As someone who has spent time in Linux code on the x86 side that
manages memory shared between the guest and host, a GFP_DECRYPTED
flag on the memory allocation calls seems very useful. Here are my
general comments, some of which are probably obvious, but I thought
I'd write them down anyway.

1)  The impetus in this case is to efficiently allow sub-page allocations.
But on x86, there's also an issue in that the x86 direct map uses large
page mappings, which must be split if any 4K page in the large page
is decrypted.
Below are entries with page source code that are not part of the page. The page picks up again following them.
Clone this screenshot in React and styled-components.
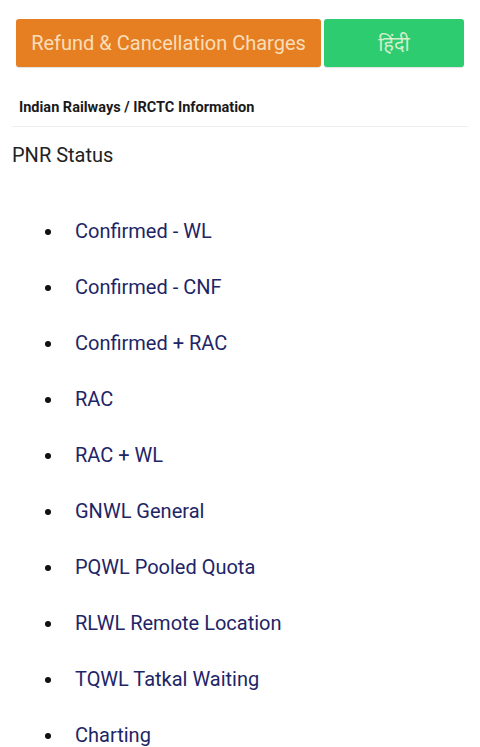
import styled, { createGlobalStyle } from "styled-components"

const items = [
    "Confirmed - WL",
    "Confirmed - CNF",
    "Confirmed + RAC",
    "RAC",
    "RAC + WL",
    "GNWL General",
    "PQWL Pooled Quota",
    "RLWL Remote Location",
    "TQWL Tatkal Waiting",
    "Charting",
]

export default function App(){
    return(
        <>
            <GlobalStyle />
            <SCPage>
                <SCButtons>
                    <SCButton $bg="#E67E22" $grow={305}>Refund &amp; Cancellation Charges</SCButton>
                    <SCButton $bg="#2ECC71" $grow={140}>हिंदी</SCButton>
                </SCButtons>
                <SCCrumb>Indian Railways / IRCTC Information</SCCrumb>
                <SCTitle>PNR Status</SCTitle>
                <SCList>
                    {items.map((t) => (
                        <li key={t}><a href="#">{t}</a></li>
                    ))}
                </SCList>
            </SCPage>
        </>
    );
}

const GlobalStyle = createGlobalStyle`
    body{
        margin: 0;
        background: #FFFFFF;
        font-family: Roboto, "Noto Sans", sans-serif;
    }
`

const SCPage = styled.div`
    width: 480px;
    height: 747px;
    overflow: hidden;
    padding: 19px 12px 0 12px;
    box-sizing: border-box;
`

const SCButtons = styled.div`
    display: flex;
    gap: 3px;
    padding: 0 4px;
`

const SCButton = styled.div`
    flex: 0 0 ${(p) => p.$grow}px;
    height: 48px;
    display: flex;
    align-items: center;
    justify-content: center;

    background: ${(p) => p.$bg};
    border-radius: 3px;
    box-shadow: 0 1px 1px rgba(0, 0, 0, 0.12);

    font-size: 20px;
    color: rgba(255, 248, 225, 0.8);
    font-family: Roboto, "Noto Sans", sans-serif;
`

const SCCrumb = styled.div`
    margin-top: 32px;
    padding: 0 7px 10px 7px;
    border-bottom: 1px solid #EEEEEE;

    font-weight: 700;
    font-size: 14.5px;
    line-height: 17px;
    color: #1A1A1A;
`

const SCTitle = styled.p`
    margin: 16px 0 0 0;
    font-size: 20px;
    line-height: 24px;
    color: #222222;
`

const SCList = styled.ul`
    margin: 52px 0 0 0;
    padding: 0 0 0 63px;
    list-style: none;

    li{
        position: relative;
        height: 56px;
        line-height: 24px;
        font-size: 20px;
    }

    li::before{
        content: "";
        position: absolute;
        left: -30px;
        top: 10px;
        width: 6px;
        height: 6px;
        border-radius: 50%;
        background: #111111;
    }

    a{
        color: #1E2566;
        text-decoration: none;
    }
`
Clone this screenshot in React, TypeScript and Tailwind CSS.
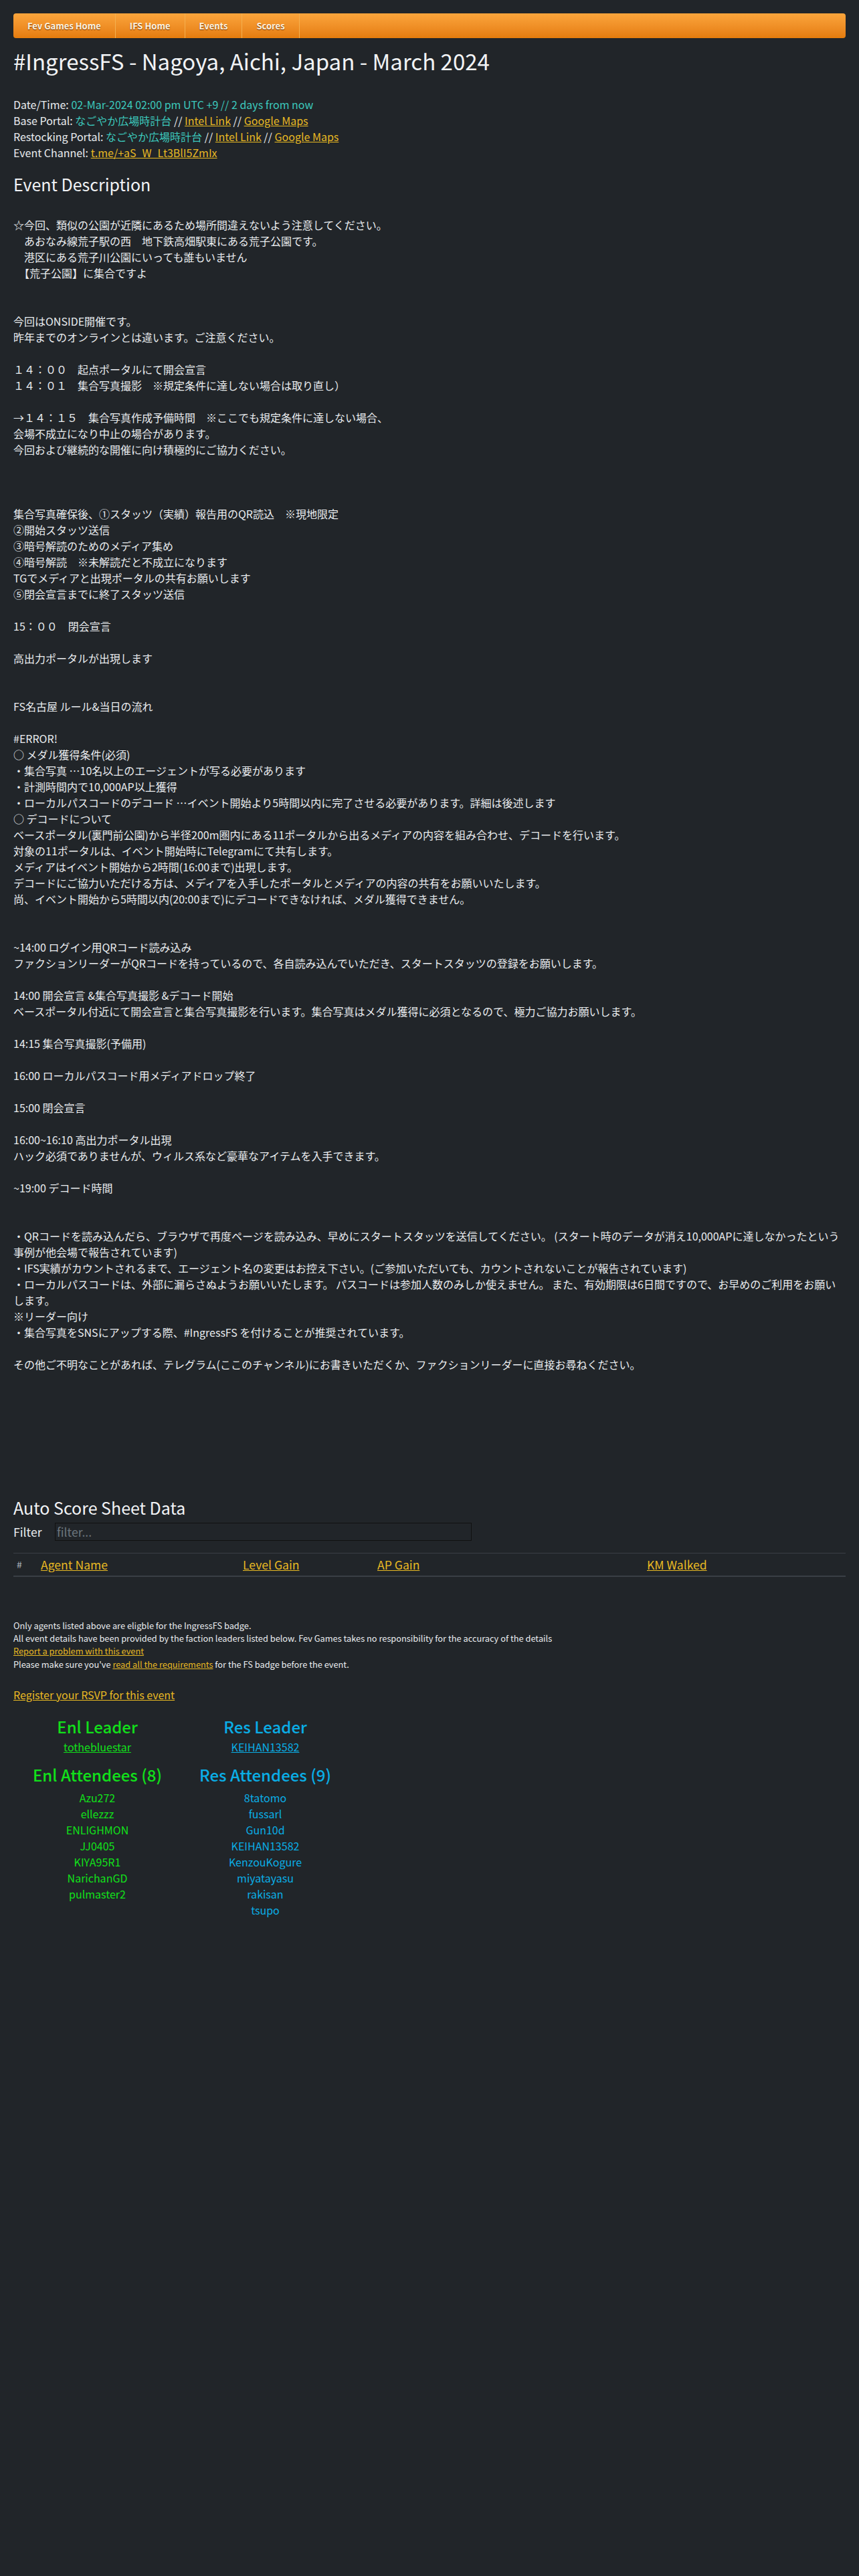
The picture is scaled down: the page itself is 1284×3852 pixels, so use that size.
import React from "react";

const desc: string[] = [
  "",
  "☆今回、類似の公園が近隣にあるため場所間違えないよう注意してください。",
  "　あおなみ線荒子駅の西　地下鉄高畑駅東にある荒子公園です。",
  "　港区にある荒子川公園にいっても誰もいません",
  "　【荒子公園】に集合ですよ",
  "",
  "",
  "今回はONSIDE開催です。",
  "昨年までのオンラインとは違います。ご注意ください。",
  "",
  "１４：００　起点ポータルにて開会宣言",
  "１４：０１　集合写真撮影　※規定条件に達しない場合は取り直し）",
  "",
  "→１４：１５　集合写真作成予備時間　※ここでも規定条件に達しない場合、",
  "会場不成立になり中止の場合があります。",
  "今回および継続的な開催に向け積極的にご協力ください。",
  "",
  "",
  "",
  "集合写真確保後、①スタッツ（実績）報告用のQR読込　※現地限定",
  "②開始スタッツ送信",
  "③暗号解読のためのメディア集め",
  "④暗号解読　※未解読だと不成立になります",
  "TGでメディアと出現ポータルの共有お願いします",
  "⑤閉会宣言までに終了スタッツ送信",
  "",
  "15：００　閉会宣言",
  "",
  "高出力ポータルが出現します",
  "",
  "",
  "FS名古屋 ルール&当日の流れ",
  "",
  "#ERROR!",
  "○ メダル獲得条件(必須)",
  "・集合写真 …10名以上のエージェントが写る必要があります",
  "・計測時間内で10,000AP以上獲得",
  "・ローカルパスコードのデコード …イベント開始より5時間以内に完了させる必要があります。詳細は後述します",
  "○ デコードについて",
  "ベースポータル(裏門前公園)から半径200m圏内にある11ポータルから出るメディアの内容を組み合わせ、デコードを行います。",
  "対象の11ポータルは、イベント開始時にTelegramにて共有します。",
  "メディアはイベント開始から2時間(16:00まで)出現します。",
  "デコードにご協力いただける方は、メディアを入手したポータルとメディアの内容の共有をお願いいたします。",
  "尚、イベント開始から5時間以内(20:00まで)にデコードできなければ、メダル獲得できません。",
  "",
  "",
  "~14:00 ログイン用QRコード読み込み",
  "ファクションリーダーがQRコードを持っているので、各自読み込んでいただき、スタートスタッツの登録をお願いします。",
  "",
  "14:00 開会宣言 &集合写真撮影 &デコード開始",
  "ベースポータル付近にて開会宣言と集合写真撮影を行います。集合写真はメダル獲得に必須となるので、極力ご協力お願いします。",
  "",
  "14:15 集合写真撮影(予備用)",
  "",
  "16:00 ローカルパスコード用メディアドロップ終了",
  "",
  "15:00 閉会宣言",
  "",
  "16:00~16:10 高出力ポータル出現",
  "ハック必須でありませんが、ウィルス系など豪華なアイテムを入手できます。",
  "",
  "~19:00 デコード時間",
  "",
  "",
  "・QRコードを読み込んだら、ブラウザで再度ページを読み込み、早めにスタートスタッツを送信してください。 (スタート時のデータが消え10,000APに達しなかったという",
  "事例が他会場で報告されています)",
  "・IFS実績がカウントされるまで、エージェント名の変更はお控え下さい。(ご参加いただいても、カウントされないことが報告されています)",
  "・ローカルパスコードは、外部に漏らさぬようお願いいたします。 パスコードは参加人数のみしか使えません。 また、有効期限は6日間ですので、お早めのご利用をお願い",
  "します。",
  "※リーダー向け",
  "・集合写真をSNSにアップする際、#IngressFS を付けることが推奨されています。",
  "",
  "その他ご不明なことがあれば、テレグラム(ここのチャンネル)にお書きいただくか、ファクションリーダーに直接お尋ねください。",
];

const enl = ["Azu272", "ellezzz", "ENLIGHMON", "JJ0405", "KIYA95R1", "NarichanGD", "pulmaster2"];
const res = ["8tatomo", "fussarl", "Gun10d", "KEIHAN13582", "KenzouKogure", "miyatayasu", "rakisan", "tsupo"];

const navItems = ["Fev Games Home", "IFS Home", "Events", "Scores"];

export default function App() {
  return (
    <div className="min-h-[3852px] w-full bg-[#212529] px-5 pt-5 pb-10 text-[16px] leading-6 text-[#e9ecef] font-['Noto_Sans_CJK_JP','Liberation_Sans',sans-serif]">
      <nav className="flex h-[37px] rounded-[4px] bg-linear-to-b from-[#fba53b] to-[#e57c0c]">
        {navItems.map((n) => (
          <a
            key={n}
            className="flex items-center border-r border-[#f4b04f] px-[21px] text-[13px] font-bold text-[#fff4e0] [text-shadow:0_1px_1px_rgba(80,30,0,0.8)]"
          >
            {n}
          </a>
        ))}
      </nav>

      <h1 className="mt-[10px] mb-[29px] text-[33px] leading-[48px] font-normal text-[#f1f3f5]">
        #IngressFS - Nagoya, Aichi, Japan - March 2024
      </h1>

      <div>
        <div>
          Date/Time: <span className="text-[#3cc9bd]">02-Mar-2024 02:00 pm UTC +9 // 2 days from now</span>
        </div>
        <div>
          Base Portal: <span className="text-[#3cc9bd]">なごやか広場時計台</span> //{" "}
          <a className="text-[#e8b923] underline">Intel Link</a> //{" "}
          <a className="text-[#e8b923] underline">Google Maps</a>
        </div>
        <div>
          Restocking Portal: <span className="text-[#3cc9bd]">なごやか広場時計台</span> //{" "}
          <a className="text-[#e8b923] underline">Intel Link</a> //{" "}
          <a className="text-[#e8b923] underline">Google Maps</a>
        </div>
        <div>
          Event Channel: <a className="text-[#e8b923] underline">t.me/+aS_W_Lt3BlI5ZmIx</a>
        </div>
      </div>

      <h3 className="mt-[18px] mb-2 text-[25px] leading-[34px] font-normal text-[#f1f3f5]">Event Description</h3>

      <div className="whitespace-pre">
        {desc.map((l, i) => (
          <div key={i} className="h-6">
            {l}
          </div>
        ))}
      </div>

      <h3 className="mt-[185px] text-[25px] leading-[34px] font-normal text-[#f1f3f5]">Auto Score Sheet Data</h3>

      <div className="mt-[6px] flex items-center">
        <label className="w-[62px] text-[17.6px]">Filter</label>
        <input
          placeholder="filter..."
          className="h-[27px] w-[623px] border border-[#111] bg-transparent px-[2px] text-[17.6px] text-[#dee2e6] placeholder:text-[#6c757d] outline-none"
        />
      </div>

      <table className="mt-[18px] w-full border-collapse text-left">
        <thead>
          <tr className="border-t border-b-2 border-t-[#3a3f45] border-b-[#3a3f45]">
            <th className="w-[33px] py-1 pl-[5px] text-[14px] leading-[25px] font-normal text-[#adb5bd]">#</th>
            <th className="w-[302px] py-1 pl-2 text-[17.6px] leading-[25px] font-normal">
              <a className="text-[#e8b923] underline">Agent Name</a>
            </th>
            <th className="w-[201px] py-1 pl-2 text-[17.6px] leading-[25px] font-normal">
              <a className="text-[#e8b923] underline">Level Gain</a>
            </th>
            <th className="w-[403px] py-1 pl-2 text-[17.6px] leading-[25px] font-normal">
              <a className="text-[#e8b923] underline">AP Gain</a>
            </th>
            <th className="py-1 pl-2 text-[17.6px] leading-[25px] font-normal">
              <a className="text-[#e8b923] underline">KM Walked</a>
            </th>
          </tr>
        </thead>
        <tbody></tbody>
      </table>

      <div className="mt-[63px] text-[12.8px] leading-[19.2px]">
        <div>Only agents listed above are eligble for the IngressFS badge.</div>
        <div>
          All event details have been provided by the faction leaders listed below. Fev Games takes no responsibility for the
          accuracy of the details
        </div>
        <div>
          <a className="text-[#e8b923] underline">Report a problem with this event</a>
        </div>
        <div>
          Please make sure you've <a className="text-[#e8b923] underline">read all the requirements</a> for the FS badge before
          the event.
        </div>
      </div>

      <div className="mt-6 text-[16px] leading-6">
        <a className="text-[#e8b923] underline">Register your RSVP for this event</a>
      </div>

      <div className="mt-[19px] flex">
        <div className="flex w-[251px] flex-col items-center text-[#11e01a]">
          <h3 className="text-[24px] leading-[34px] font-medium">Enl Leader</h3>
          <a className="mt-px text-[16px] leading-6 underline">tothebluestar</a>
          <h3 className="mt-[13px] text-[24px] leading-[34px] font-medium">Enl Attendees (8)</h3>
          <div className="mt-[5px] flex flex-col items-center text-[16px] leading-6">
            {enl.map((n) => (
              <div key={n}>{n}</div>
            ))}
          </div>
        </div>
        <div className="flex w-[251px] flex-col items-center text-[#0aaee6]">
          <h3 className="text-[24px] leading-[34px] font-medium">Res Leader</h3>
          <a className="mt-px text-[16px] leading-6 underline">KEIHAN13582</a>
          <h3 className="mt-[13px] text-[24px] leading-[34px] font-medium">Res Attendees (9)</h3>
          <div className="mt-[5px] flex flex-col items-center text-[16px] leading-6">
            {res.map((n) => (
              <div key={n}>{n}</div>
            ))}
          </div>
        </div>
      </div>
    </div>
  );
}
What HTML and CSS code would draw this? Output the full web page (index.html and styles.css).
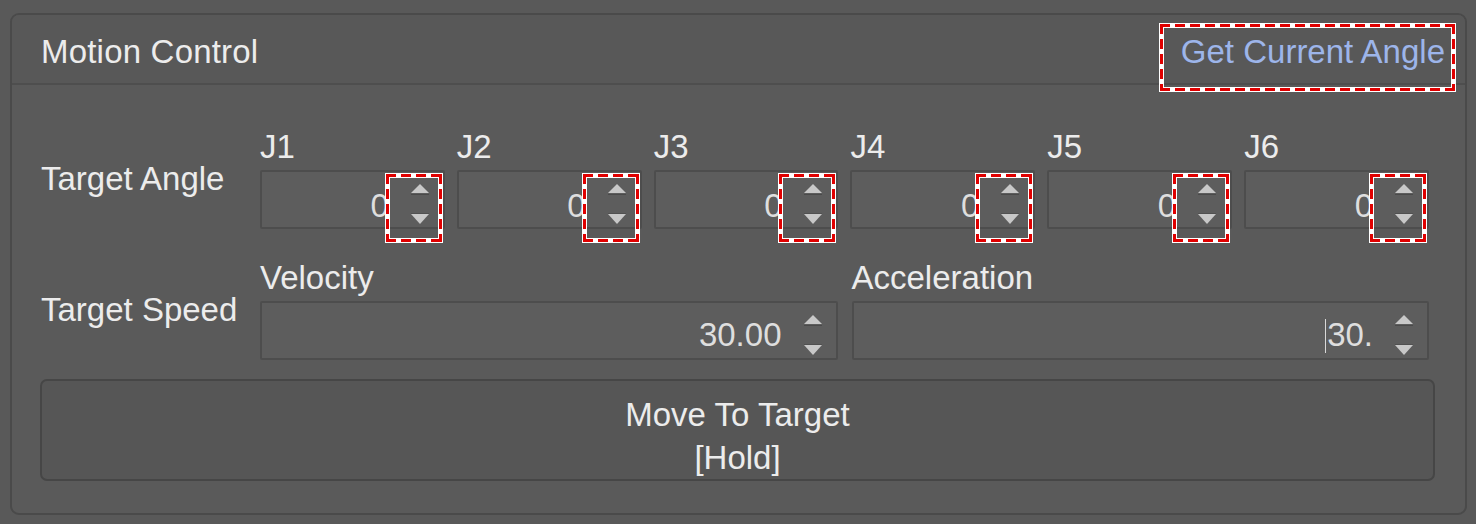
FILE: index.html
```html
<!DOCTYPE html>
<html lang="en">
<head>
  <meta charset="UTF-8">
  <title>Motion Control</title>
  <link rel="stylesheet" href="styles.css">
</head>
<body>

  <div class="panel">
    <div class="panel-head">
      <span class="title">Motion Control</span>
      <span class="link">Get Current Angle<span class="mark"></span></span>
    </div>

    <div class="panel-body">
      <div class="row">
        <div class="row-label">Target Angle</div>
        <div class="fields six">
          <div class="field">
            <div class="field-label">J1</div>
            <div class="spin">
              <span class="val">0</span>
              <svg class="arrows" width="18" height="42" viewBox="0 0 18 42"><polygon points="0,10 9,1 18,10" fill="#c8c8c8"/><rect x="0" y="11" width="18" height="1" fill="#4a4a4a"/><polygon points="0,31 18,31 9,41" fill="#c8c8c8"/><rect x="0" y="30" width="18" height="1" fill="#505050"/></svg>
              <span class="mark"></span>
            </div>
          </div>
          <div class="field">
            <div class="field-label">J2</div>
            <div class="spin">
              <span class="val">0</span>
              <svg class="arrows" width="18" height="42" viewBox="0 0 18 42"><polygon points="0,10 9,1 18,10" fill="#c8c8c8"/><rect x="0" y="11" width="18" height="1" fill="#4a4a4a"/><polygon points="0,31 18,31 9,41" fill="#c8c8c8"/><rect x="0" y="30" width="18" height="1" fill="#505050"/></svg>
              <span class="mark"></span>
            </div>
          </div>
          <div class="field">
            <div class="field-label">J3</div>
            <div class="spin">
              <span class="val">0</span>
              <svg class="arrows" width="18" height="42" viewBox="0 0 18 42"><polygon points="0,10 9,1 18,10" fill="#c8c8c8"/><rect x="0" y="11" width="18" height="1" fill="#4a4a4a"/><polygon points="0,31 18,31 9,41" fill="#c8c8c8"/><rect x="0" y="30" width="18" height="1" fill="#505050"/></svg>
              <span class="mark"></span>
            </div>
          </div>
          <div class="field">
            <div class="field-label">J4</div>
            <div class="spin">
              <span class="val">0</span>
              <svg class="arrows" width="18" height="42" viewBox="0 0 18 42"><polygon points="0,10 9,1 18,10" fill="#c8c8c8"/><rect x="0" y="11" width="18" height="1" fill="#4a4a4a"/><polygon points="0,31 18,31 9,41" fill="#c8c8c8"/><rect x="0" y="30" width="18" height="1" fill="#505050"/></svg>
              <span class="mark"></span>
            </div>
          </div>
          <div class="field">
            <div class="field-label">J5</div>
            <div class="spin">
              <span class="val">0</span>
              <svg class="arrows" width="18" height="42" viewBox="0 0 18 42"><polygon points="0,10 9,1 18,10" fill="#c8c8c8"/><rect x="0" y="11" width="18" height="1" fill="#4a4a4a"/><polygon points="0,31 18,31 9,41" fill="#c8c8c8"/><rect x="0" y="30" width="18" height="1" fill="#505050"/></svg>
              <span class="mark"></span>
            </div>
          </div>
          <div class="field">
            <div class="field-label">J6</div>
            <div class="spin">
              <span class="val">0</span>
              <svg class="arrows" width="18" height="42" viewBox="0 0 18 42"><polygon points="0,10 9,1 18,10" fill="#c8c8c8"/><rect x="0" y="11" width="18" height="1" fill="#4a4a4a"/><polygon points="0,31 18,31 9,41" fill="#c8c8c8"/><rect x="0" y="30" width="18" height="1" fill="#505050"/></svg>
              <span class="mark"></span>
            </div>
          </div>
        </div>
      </div>

      <div class="row">
        <div class="row-label">Target Speed</div>
        <div class="fields two">
          <div class="field">
            <div class="field-label">Velocity</div>
            <div class="spin wide">
              <span class="val">30.00</span>
              <svg class="arrows" width="18" height="42" viewBox="0 0 18 42"><polygon points="0,10 9,1 18,10" fill="#c8c8c8"/><rect x="0" y="11" width="18" height="1" fill="#4a4a4a"/><polygon points="0,31 18,31 9,41" fill="#c8c8c8"/><rect x="0" y="30" width="18" height="1" fill="#505050"/></svg>
            </div>
          </div>
          <div class="field">
            <div class="field-label">Acceleration</div>
            <div class="spin wide">
              <span class="val"><span class="caret"></span>30.</span>
              <svg class="arrows" width="18" height="42" viewBox="0 0 18 42"><polygon points="0,10 9,1 18,10" fill="#c8c8c8"/><rect x="0" y="11" width="18" height="1" fill="#4a4a4a"/><polygon points="0,31 18,31 9,41" fill="#c8c8c8"/><rect x="0" y="30" width="18" height="1" fill="#505050"/></svg>
            </div>
          </div>
        </div>
      </div>

      <button class="btn">Move To Target<br>[Hold]</button>
    </div>
  </div>

</body>
</html>
```

FILE: styles.css
```css
body {
  font-family: 'Liberation Sans', Arial, sans-serif;
  font-size: 33px;
  line-height: 38px;
  background: #595959;
  color: #ececec;
  margin: 0;
  padding: 13px 9px 0 10px;
}

.panel {
  border: 2px solid #4a4a4a;
  border-radius: 9px;
  background: #5a5a5a;
}

.panel-head {
  display: flex;
  justify-content: space-between;
  padding: 18px 20px 12px 29px;
  border-bottom: 2px solid #4e4e4e;
  background: #585858;
  border-radius: 7px 7px 0 0;
}

.title {
  letter-spacing: 0.2px;
}

.link {
  position: relative;
  color: #9db5ea;
}

/* red dashed highlight boxes: white frame, dashes drawn on top */
.mark {
  position: absolute;
  box-sizing: border-box;
  border: 5px solid #fff;
  pointer-events: none;
}

.mark::before {
  content: '';
  position: absolute;
  top: -4px;
  left: -4px;
  right: -4px;
  bottom: -4px;
  background:
    repeating-linear-gradient(90deg, #e00000 0 10px, transparent 10px 15px) 0 0 / 100% 3px no-repeat,
    repeating-linear-gradient(90deg, #e00000 0 10px, transparent 10px 15px) 0 100% / 100% 3px no-repeat,
    repeating-linear-gradient(180deg, #e00000 0 10px, transparent 10px 15px) 0 0 / 3px 100% no-repeat,
    repeating-linear-gradient(180deg, #e00000 0 10px, transparent 10px 15px) 100% 0 / 3px 100% no-repeat;
}

.link .mark {
  left: -22px;
  right: -11px;
  top: -10px;
  bottom: -21px;
}

.panel-body {
  padding: 43px 30px 32px 28px;
}

.row {
  display: grid;
  grid-template-columns: 220px 1fr;
  align-items: center;
  margin-right: 6px;
}

.row + .row {
  margin-top: 30px;
}

.row-label {
  padding-left: 1px;
}

.fields {
  display: grid;
  gap: 12px;
}

.fields.six {
  grid-template-columns: repeat(6, 1fr);
}

.fields.two {
  grid-template-columns: 1fr 1fr;
  gap: 14px;
}

.field-label {
  margin-bottom: 4px;
}

.spin {
  position: relative;
  box-sizing: border-box;
  height: 59px;
  display: flex;
  justify-content: flex-end;
  align-items: flex-start;
  padding-right: 14px;
  border: 2px solid #4d4d4d;
  border-radius: 2px;
  background: #5d5d5d;
}

.spin .val {
  margin-top: 15px;
  margin-right: 22px;
  color: #dedede;
}

.spin.wide .val {
  margin-top: 13px;
}

.spin .arrows {
  margin-top: 11px;
}

.spin .mark {
  right: 0;
  top: 1px;
  width: 58px;
  height: 70px;
}

.caret {
  display: inline-block;
  width: 1px;
  height: 34px;
  margin-right: 1px;
  vertical-align: -7px;
  background: #d8d8d8;
}

.btn {
  display: block;
  width: 100%;
  height: 102px;
  margin-top: 19px;
  padding: 12px 0 0;
  box-sizing: border-box;
  border: 2px solid #464646;
  border-radius: 7px;
  background: #565656;
  color: #ececec;
  font-family: inherit;
  font-size: 33px;
  line-height: 43px;
  text-align: center;
}
```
Ideally, we could cluster such decrypted pages into the
same large page(s) vs. just grabbing any 4K page, and reduce the
number of splits. I haven't looked at how feasible that is to implement
in the context of the existing allocator code, so this is aspirational.

2) GFP_DECRYPTED should work for the three memory allocation
interfaces and their variants: alloc_pages(), kmalloc(), and vmalloc().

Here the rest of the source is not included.